PROBLEM: Quote every line below exactly and skip any picture.

GIVEN MATERIAL:
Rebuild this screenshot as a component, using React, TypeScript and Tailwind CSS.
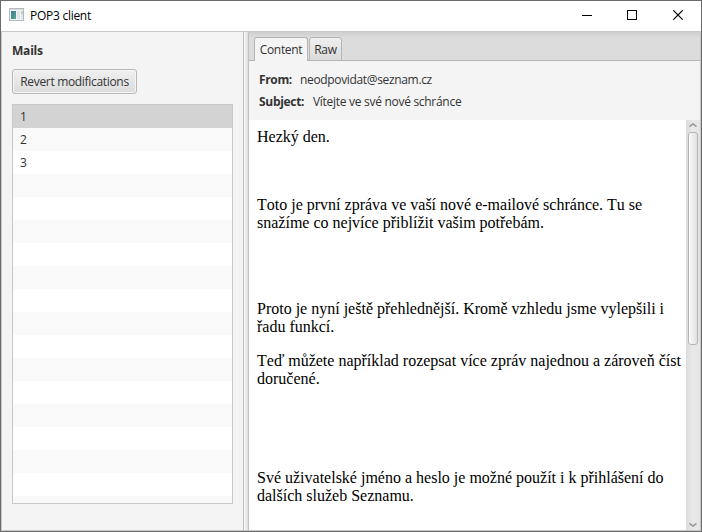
import React from "react";

const rows = ["1", "2", "3", ...Array<string>(15).fill("")];

const paragraphs = [
  { gap: "mt-0", lines: ["Hezký den."] },
  {
    gap: "mt-[50px]",
    lines: ["Toto je první zpráva ve vaší nové e-mailové schránce. Tu se", "snažíme co nejvíce přiblížit vašim potřebám."],
  },
  {
    gap: "mt-[68px]",
    lines: ["Proto je nyní ještě přehlednější. Kromě vzhledu jsme vylepšili i", "řadu funkcí."],
  },
  {
    gap: "mt-[16px]",
    lines: ["Teď můžete například rozepsat více zpráv najednou a zároveň číst", "doručené."],
  },
  {
    gap: "mt-[81px]",
    lines: ["Své uživatelské jméno a heslo je možné použít i k přihlášení do", "dalších služeb Seznamu."],
  },
];

function TitleBar() {
  return (
    <header className="flex h-[31px] shrink-0 items-center border-b border-[#c8c8c8] bg-white">
      <svg className="-mt-[3px] ml-2 h-[13px] w-[15px]" viewBox="0 0 15 13" shapeRendering="crispEdges">
        <defs>
          <linearGradient id="app-pane" x1="0" y1="0" x2="1" y2="1">
            <stop offset="0" stopColor="#4274a3" />
            <stop offset="1" stopColor="#5bac83" />
          </linearGradient>
        </defs>
        <rect x=".5" y=".5" width="14" height="12" fill="#f1f3f4" stroke="#b2b8bd" />
        <rect x="1" y="1" width="13" height="1" fill="#d6dce0" />
        <rect x="2" y="3" width="5" height="8" fill="url(#app-pane)" />
        <rect x="8" y="3" width="3" height="8" fill="#e2e6e9" />
        <rect x="12" y="3" width="2" height="3" fill="#b7d5c9" />
        <rect x="12" y="6" width="2" height="5" fill="#dce5ea" />
      </svg>
      <h1 className="ml-[6px] text-[12px] leading-4 tracking-[-0.27px] text-black">POP3 client</h1>
      <svg className="-mt-[2px] ml-auto mr-[17px] h-[10px] w-[102px]" viewBox="0 0 102 10" fill="none" stroke="#000">
        <path d="M0 5.5h10M45.5 .5h9v9h-9z" shapeRendering="crispEdges" />
        <path d="M91.3 .3l9.4 9.4M100.7 .3l-9.4 9.4" strokeWidth="1.1" />
      </svg>
    </header>
  );
}

function Sidebar() {
  return (
    <aside className="flex w-[241px] shrink-0 flex-col pl-[10px] pt-[11px]">
      <h2 className="h-4 text-[12px] font-bold leading-4 tracking-[-0.2px]">Mails</h2>
      <button className="mt-[10px] flex h-[25px] w-[125px] items-center justify-center rounded-[3px] border border-[#b8b8b8] bg-linear-to-b from-[#f0f0f0] to-[#dcdcdc] shadow-[inset_0_0_0_1px_#f6f6f6]">
        <span className="whitespace-nowrap tracking-[-0.32px]">Revert modifications</span>
      </button>
      <ul className="mt-[10px] h-[400px] w-[221px] overflow-hidden border border-[#c8c8c8]">
        {rows.map((label, i) => (
          <li
            key={i}
            className={`h-[23px] pl-[7px] leading-[23px] ${i === 0 ? "bg-[#d3d3d3]" : i % 2 ? "bg-[#f9f9f9]" : "bg-white"}`}
          >
            {label}
          </li>
        ))}
      </ul>
    </aside>
  );
}

function Tabs() {
  return (
    <nav className="flex h-[29px] shrink-0 items-end bg-[#dcdcdc] bg-linear-to-b from-[#cecece] via-[#dcdcdc] via-20% to-[#dcdcdc] pl-[5px] shadow-[inset_0_-1px_0_#b5b5b5]">
      <div className="flex h-[24px] w-[54px] items-center justify-center rounded-t-[3px] border border-b-0 border-[#b5b5b5] bg-[#f4f4f4] pt-px">
        Content
      </div>
      <div className="ml-px flex h-[24px] w-[33px] items-center justify-center rounded-t-[3px] border border-[#b5b5b5] bg-linear-to-b from-[#efefef] to-[#dadada] pt-px">
        Raw
      </div>
    </nav>
  );
}

function ScrollBar() {
  return (
    <div className="flex w-[14px] shrink-0 flex-col items-center bg-linear-to-r from-[#dcdcdc] via-[#e9e9e9] to-[#e5e5e5]">
      <svg className="mt-[3px] h-[4px] w-2 shrink-0" viewBox="0 0 8 4" fill="none" stroke="#999" strokeWidth="1.5">
        <path d="M.5 3.7L4 .8l3.5 2.9" />
      </svg>
      <div className="mt-[5px] h-[213px] w-[10px] rounded-[3px] border border-[#b5b5b5] bg-linear-to-r from-[#fafafa] to-[#e0e0e0]" />
      <svg className="mb-[3px] mt-auto h-[4px] w-2 shrink-0" viewBox="0 0 8 4" fill="none" stroke="#999" strokeWidth="1.5">
        <path d="M.5 .3L4 3.2 7.5 .3" />
      </svg>
    </div>
  );
}

function Message() {
  return (
    <main className="flex min-w-0 flex-1 flex-col">
      <Tabs />
      <dl className="h-[59px] shrink-0 pl-[10px] pt-[11px] leading-4">
        <div className="flex h-[22px]">
          <dt className="w-[41px] font-bold tracking-[-0.35px]">From:</dt>
          <dd className="tracking-[-0.34px]">neodpovidat@seznam.cz</dd>
        </div>
        <div className="flex h-[22px]">
          <dt className="w-[54px] font-bold tracking-[-0.3px]">Subject:</dt>
          <dd className="tracking-[-0.29px]">Vítejte ve své nové schránce</dd>
        </div>
      </dl>
      <div className="flex min-h-0 flex-1 bg-white">
        <article className="flex-1 overflow-hidden whitespace-nowrap pl-2 pt-2 font-['Liberation_Serif',serif] text-[16px] leading-[18px] tracking-normal text-black [font-kerning:none]">
          {paragraphs.map((p) => (
            <p key={p.lines[0]} className={p.gap}>
              {p.lines.map((line) => (
                <span key={line} className="block">{line}</span>
              ))}
            </p>
          ))}
        </article>
        <ScrollBar />
      </div>
    </main>
  );
}

export default function App() {
  return (
    <div className="flex h-[532px] w-[702px] flex-col overflow-hidden border border-[#6b6b6b] bg-[#f4f4f4] font-['Open_Sans','Noto_Sans',sans-serif] text-[12px] tracking-[-0.3px] text-[#333]">
      <TitleBar />
      <div className="flex min-h-0 flex-1 border-x border-b border-[#c8c8c8]">
        <Sidebar />
        <div className="w-[6px] shrink-0 border-x border-[#c0c0c0] bg-linear-to-r from-[#fafafa] to-[#dedede]" />
        <Message />
      </div>
    </div>
  );
}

SOLUTION TO THIS EXERCISE:
Rebuild this screenshot as a component, using React, TypeScript and Tailwind CSS.
import React from "react";

const rows = ["1", "2", "3", ...Array<string>(15).fill("")];

const paragraphs = [
  { gap: "mt-0", lines: ["Hezký den."] },
  {
    gap: "mt-[50px]",
    lines: ["Toto je první zpráva ve vaší nové e-mailové schránce. Tu se", "snažíme co nejvíce přiblížit vašim potřebám."],
  },
  {
    gap: "mt-[68px]",
    lines: ["Proto je nyní ještě přehlednější. Kromě vzhledu jsme vylepšili i", "řadu funkcí."],
  },
  {
    gap: "mt-[16px]",
    lines: ["Teď můžete například rozepsat více zpráv najednou a zároveň číst", "doručené."],
  },
  {
    gap: "mt-[81px]",
    lines: ["Své uživatelské jméno a heslo je možné použít i k přihlášení do", "dalších služeb Seznamu."],
  },
];

function TitleBar() {
  return (
    <header className="flex h-[31px] shrink-0 items-center border-b border-[#c8c8c8] bg-white">
      <svg className="-mt-[3px] ml-2 h-[13px] w-[15px]" viewBox="0 0 15 13" shapeRendering="crispEdges">
        <defs>
          <linearGradient id="app-pane" x1="0" y1="0" x2="1" y2="1">
            <stop offset="0" stopColor="#4274a3" />
            <stop offset="1" stopColor="#5bac83" />
          </linearGradient>
        </defs>
        <rect x=".5" y=".5" width="14" height="12" fill="#f1f3f4" stroke="#b2b8bd" />
        <rect x="1" y="1" width="13" height="1" fill="#d6dce0" />
        <rect x="2" y="3" width="5" height="8" fill="url(#app-pane)" />
        <rect x="8" y="3" width="3" height="8" fill="#e2e6e9" />
        <rect x="12" y="3" width="2" height="3" fill="#b7d5c9" />
        <rect x="12" y="6" width="2" height="5" fill="#dce5ea" />
      </svg>
      <h1 className="ml-[6px] text-[12px] leading-4 tracking-[-0.27px] text-black">POP3 client</h1>
      <svg className="-mt-[2px] ml-auto mr-[17px] h-[10px] w-[102px]" viewBox="0 0 102 10" fill="none" stroke="#000">
        <path d="M0 5.5h10M45.5 .5h9v9h-9z" shapeRendering="crispEdges" />
        <path d="M91.3 .3l9.4 9.4M100.7 .3l-9.4 9.4" strokeWidth="1.1" />
      </svg>
    </header>
  );
}

function Sidebar() {
  return (
    <aside className="flex w-[241px] shrink-0 flex-col pl-[10px] pt-[11px]">
      <h2 className="h-4 text-[12px] font-bold leading-4 tracking-[-0.2px]">Mails</h2>
      <button className="mt-[10px] flex h-[25px] w-[125px] items-center justify-center rounded-[3px] border border-[#b8b8b8] bg-linear-to-b from-[#f0f0f0] to-[#dcdcdc] shadow-[inset_0_0_0_1px_#f6f6f6]">
        <span className="whitespace-nowrap tracking-[-0.32px]">Revert modifications</span>
      </button>
      <ul className="mt-[10px] h-[400px] w-[221px] overflow-hidden border border-[#c8c8c8]">
        {rows.map((label, i) => (
          <li
            key={i}
            className={`h-[23px] pl-[7px] leading-[23px] ${i === 0 ? "bg-[#d3d3d3]" : i % 2 ? "bg-[#f9f9f9]" : "bg-white"}`}
          >
            {label}
          </li>
        ))}
      </ul>
    </aside>
  );
}

function Tabs() {
  return (
    <nav className="flex h-[29px] shrink-0 items-end bg-[#dcdcdc] bg-linear-to-b from-[#cecece] via-[#dcdcdc] via-20% to-[#dcdcdc] pl-[5px] shadow-[inset_0_-1px_0_#b5b5b5]">
      <div className="flex h-[24px] w-[54px] items-center justify-center rounded-t-[3px] border border-b-0 border-[#b5b5b5] bg-[#f4f4f4] pt-px">
        Content
      </div>
      <div className="ml-px flex h-[24px] w-[33px] items-center justify-center rounded-t-[3px] border border-[#b5b5b5] bg-linear-to-b from-[#efefef] to-[#dadada] pt-px">
        Raw
      </div>
    </nav>
  );
}

function ScrollBar() {
  return (
    <div className="flex w-[14px] shrink-0 flex-col items-center bg-linear-to-r from-[#dcdcdc] via-[#e9e9e9] to-[#e5e5e5]">
      <svg className="mt-[3px] h-[4px] w-2 shrink-0" viewBox="0 0 8 4" fill="none" stroke="#999" strokeWidth="1.5">
        <path d="M.5 3.7L4 .8l3.5 2.9" />
      </svg>
      <div className="mt-[5px] h-[213px] w-[10px] rounded-[3px] border border-[#b5b5b5] bg-linear-to-r from-[#fafafa] to-[#e0e0e0]" />
      <svg className="mb-[3px] mt-auto h-[4px] w-2 shrink-0" viewBox="0 0 8 4" fill="none" stroke="#999" strokeWidth="1.5">
        <path d="M.5 .3L4 3.2 7.5 .3" />
      </svg>
    </div>
  );
}

function Message() {
  return (
    <main className="flex min-w-0 flex-1 flex-col">
      <Tabs />
      <dl className="h-[59px] shrink-0 pl-[10px] pt-[11px] leading-4">
        <div className="flex h-[22px]">
          <dt className="w-[41px] font-bold tracking-[-0.35px]">From:</dt>
          <dd className="tracking-[-0.34px]">neodpovidat@seznam.cz</dd>
        </div>
        <div className="flex h-[22px]">
          <dt className="w-[54px] font-bold tracking-[-0.3px]">Subject:</dt>
          <dd className="tracking-[-0.29px]">Vítejte ve své nové schránce</dd>
        </div>
      </dl>
      <div className="flex min-h-0 flex-1 bg-white">
        <article className="flex-1 overflow-hidden whitespace-nowrap pl-2 pt-2 font-['Liberation_Serif',serif] text-[16px] leading-[18px] tracking-normal text-black [font-kerning:none]">
          {paragraphs.map((p) => (
            <p key={p.lines[0]} className={p.gap}>
              {p.lines.map((line) => (
                <span key={line} className="block">{line}</span>
              ))}
            </p>
          ))}
        </article>
        <ScrollBar />
      </div>
    </main>
  );
}

export default function App() {
  return (
    <div className="flex h-[532px] w-[702px] flex-col overflow-hidden border border-[#6b6b6b] bg-[#f4f4f4] font-['Open_Sans','Noto_Sans',sans-serif] text-[12px] tracking-[-0.3px] text-[#333]">
      <TitleBar />
      <div className="flex min-h-0 flex-1 border-x border-b border-[#c8c8c8]">
        <Sidebar />
        <div className="w-[6px] shrink-0 border-x border-[#c0c0c0] bg-linear-to-r from-[#fafafa] to-[#dedede]" />
        <Message />
      </div>
    </div>
  );
}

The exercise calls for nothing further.